▸ Problem: Transcribe all of the material below word for word and leave out its pictures.
---------------
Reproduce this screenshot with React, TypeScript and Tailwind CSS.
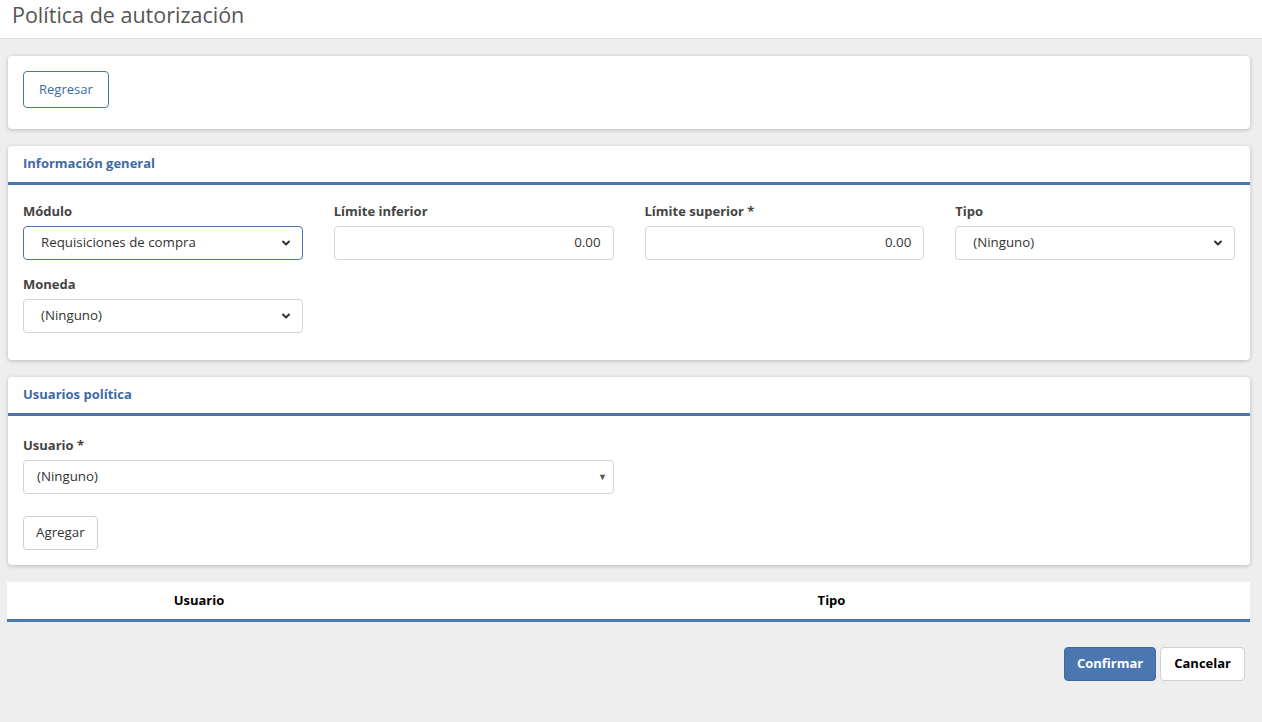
import { ChevronDown } from "lucide-react";

const font = { fontFamily: '"Open Sans", "Noto Sans", sans-serif' };

function Label({ children }: { children: React.ReactNode }) {
  return <div className="text-[13px] font-bold text-[#444] leading-[18px] mb-[6px]">{children}</div>;
}

function Select({ value, focused }: { value: string; focused?: boolean }) {
  return (
    <div
      className={`h-[34px] flex items-center justify-between pl-[17px] pr-[10px] bg-white rounded-[4px] border text-[13.3px] text-[#333] ${
        focused ? "border-[#4a77b0]" : "border-[#d4d4d4]"
      }`}
    >
      <span>{value}</span>
      <ChevronDown className="w-[12px] h-[12px] text-[#333]" strokeWidth={4} />
    </div>
  );
}

function NumInput({ value }: { value: string }) {
  return (
    <div className="h-[34px] flex items-center justify-end px-[12px] bg-white rounded-[4px] border border-[#d4d4d4] text-[13.3px] text-[#333]">
      {value}
    </div>
  );
}

function Card({ title, children }: { title?: string; children: React.ReactNode }) {
  return (
    <div className="bg-white rounded-[4px] shadow-[0_1px_4px_rgba(0,0,0,0.22)]">
      {title && (
        <div className="h-[39px] flex items-center px-[15px] border-b-[3px] border-[#4a77b0] text-[13px] font-bold text-[#3d6aa5]">
          {title}
        </div>
      )}
      {children}
    </div>
  );
}

export default function App() {
  return (
    <div className="min-h-[722px] bg-[#eeeeee]" style={font}>
      <div className="h-[39px] bg-white border-b border-[#dcdcdc] flex items-center px-[12px]">
        <h1 className="text-[21.5px] text-[#555] leading-none -mt-[8px]">Política de autorización</h1>
      </div>

      <div className="pl-[8px] pr-[12px] pt-[17px] flex flex-col gap-[17px]">
        <Card>
          <div className="px-[15px] pt-[15px] pb-[21px]">
            <button className="h-[37px] px-[15px] rounded-[4px] border border-[#4a77b0] text-[13px] text-[#3d6aa5] bg-white">
              Regresar
            </button>
          </div>
        </Card>

        <Card title="Información general">
          <div className="px-[15px] pt-[17px] pb-[27px]">
            <div className="grid grid-cols-4 gap-x-[31px] gap-y-[15px]">
              <div>
                <Label>Módulo</Label>
                <Select value="Requisiciones de compra" focused />
              </div>
              <div>
                <Label>Límite inferior</Label>
                <NumInput value="0.00" />
              </div>
              <div>
                <Label>Límite superior *</Label>
                <NumInput value="0.00" />
              </div>
              <div>
                <Label>Tipo</Label>
                <Select value="(Ninguno)" />
              </div>
              <div>
                <Label>Moneda</Label>
                <Select value="(Ninguno)" />
              </div>
            </div>
          </div>
        </Card>

        <Card title="Usuarios política">
          <div className="px-[15px] pt-[20px] pb-[15px]">
            <div className="w-[591px]">
              <Label>Usuario *</Label>
              <div className="h-[34px] flex items-center justify-between pl-[13px] pr-[6px] bg-white rounded-[4px] border border-[#d4d4d4] text-[13.3px] text-[#333]">
                <span>(Ninguno)</span>
                <span className="text-[9px] text-[#555]">▼</span>
              </div>
            </div>
            <button className="mt-[22px] h-[34px] px-[12px] rounded-[4px] border border-[#cfcfcf] text-[13.3px] text-[#333] bg-white">
              Agregar
            </button>
          </div>
        </Card>

        <div className="-ml-[1px] bg-white h-[40px] grid grid-cols-[384px_1fr] items-center border-b-[3px] border-[#4a77b0] text-[13px] font-bold text-black">
          <div className="text-center">Usuario</div>
          <div className="text-center pl-[22px]">Tipo</div>
        </div>

        <div className="flex justify-end gap-[4px] pt-[8px] pr-[5px]">
          <button className="h-[34px] px-[12px] rounded-[4px] bg-[#4a77b0] border border-[#3d6aa5] text-white text-[13px] font-bold">
            Confirmar
          </button>
          <button className="h-[34px] px-[13px] rounded-[4px] bg-white border border-[#cfcfcf] text-black text-[13px] font-bold">
            Cancelar
          </button>
        </div>
      </div>
    </div>
  );
}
---------------
▸ Exercise result:
Reproduce this screenshot with React, TypeScript and Tailwind CSS.
import { ChevronDown } from "lucide-react";

const font = { fontFamily: '"Open Sans", "Noto Sans", sans-serif' };

function Label({ children }: { children: React.ReactNode }) {
  return <div className="text-[13px] font-bold text-[#444] leading-[18px] mb-[6px]">{children}</div>;
}

function Select({ value, focused }: { value: string; focused?: boolean }) {
  return (
    <div
      className={`h-[34px] flex items-center justify-between pl-[17px] pr-[10px] bg-white rounded-[4px] border text-[13.3px] text-[#333] ${
        focused ? "border-[#4a77b0]" : "border-[#d4d4d4]"
      }`}
    >
      <span>{value}</span>
      <ChevronDown className="w-[12px] h-[12px] text-[#333]" strokeWidth={4} />
    </div>
  );
}

function NumInput({ value }: { value: string }) {
  return (
    <div className="h-[34px] flex items-center justify-end px-[12px] bg-white rounded-[4px] border border-[#d4d4d4] text-[13.3px] text-[#333]">
      {value}
    </div>
  );
}

function Card({ title, children }: { title?: string; children: React.ReactNode }) {
  return (
    <div className="bg-white rounded-[4px] shadow-[0_1px_4px_rgba(0,0,0,0.22)]">
      {title && (
        <div className="h-[39px] flex items-center px-[15px] border-b-[3px] border-[#4a77b0] text-[13px] font-bold text-[#3d6aa5]">
          {title}
        </div>
      )}
      {children}
    </div>
  );
}

export default function App() {
  return (
    <div className="min-h-[722px] bg-[#eeeeee]" style={font}>
      <div className="h-[39px] bg-white border-b border-[#dcdcdc] flex items-center px-[12px]">
        <h1 className="text-[21.5px] text-[#555] leading-none -mt-[8px]">Política de autorización</h1>
      </div>

      <div className="pl-[8px] pr-[12px] pt-[17px] flex flex-col gap-[17px]">
        <Card>
          <div className="px-[15px] pt-[15px] pb-[21px]">
            <button className="h-[37px] px-[15px] rounded-[4px] border border-[#4a77b0] text-[13px] text-[#3d6aa5] bg-white">
              Regresar
            </button>
          </div>
        </Card>

        <Card title="Información general">
          <div className="px-[15px] pt-[17px] pb-[27px]">
            <div className="grid grid-cols-4 gap-x-[31px] gap-y-[15px]">
              <div>
                <Label>Módulo</Label>
                <Select value="Requisiciones de compra" focused />
              </div>
              <div>
                <Label>Límite inferior</Label>
                <NumInput value="0.00" />
              </div>
              <div>
                <Label>Límite superior *</Label>
                <NumInput value="0.00" />
              </div>
              <div>
                <Label>Tipo</Label>
                <Select value="(Ninguno)" />
              </div>
              <div>
                <Label>Moneda</Label>
                <Select value="(Ninguno)" />
              </div>
            </div>
          </div>
        </Card>

        <Card title="Usuarios política">
          <div className="px-[15px] pt-[20px] pb-[15px]">
            <div className="w-[591px]">
              <Label>Usuario *</Label>
              <div className="h-[34px] flex items-center justify-between pl-[13px] pr-[6px] bg-white rounded-[4px] border border-[#d4d4d4] text-[13.3px] text-[#333]">
                <span>(Ninguno)</span>
                <span className="text-[9px] text-[#555]">▼</span>
              </div>
            </div>
            <button className="mt-[22px] h-[34px] px-[12px] rounded-[4px] border border-[#cfcfcf] text-[13.3px] text-[#333] bg-white">
              Agregar
            </button>
          </div>
        </Card>

        <div className="-ml-[1px] bg-white h-[40px] grid grid-cols-[384px_1fr] items-center border-b-[3px] border-[#4a77b0] text-[13px] font-bold text-black">
          <div className="text-center">Usuario</div>
          <div className="text-center pl-[22px]">Tipo</div>
        </div>

        <div className="flex justify-end gap-[4px] pt-[8px] pr-[5px]">
          <button className="h-[34px] px-[12px] rounded-[4px] bg-[#4a77b0] border border-[#3d6aa5] text-white text-[13px] font-bold">
            Confirmar
          </button>
          <button className="h-[34px] px-[13px] rounded-[4px] bg-white border border-[#cfcfcf] text-black text-[13px] font-bold">
            Cancelar
          </button>
        </div>
      </div>
    </div>
  );
}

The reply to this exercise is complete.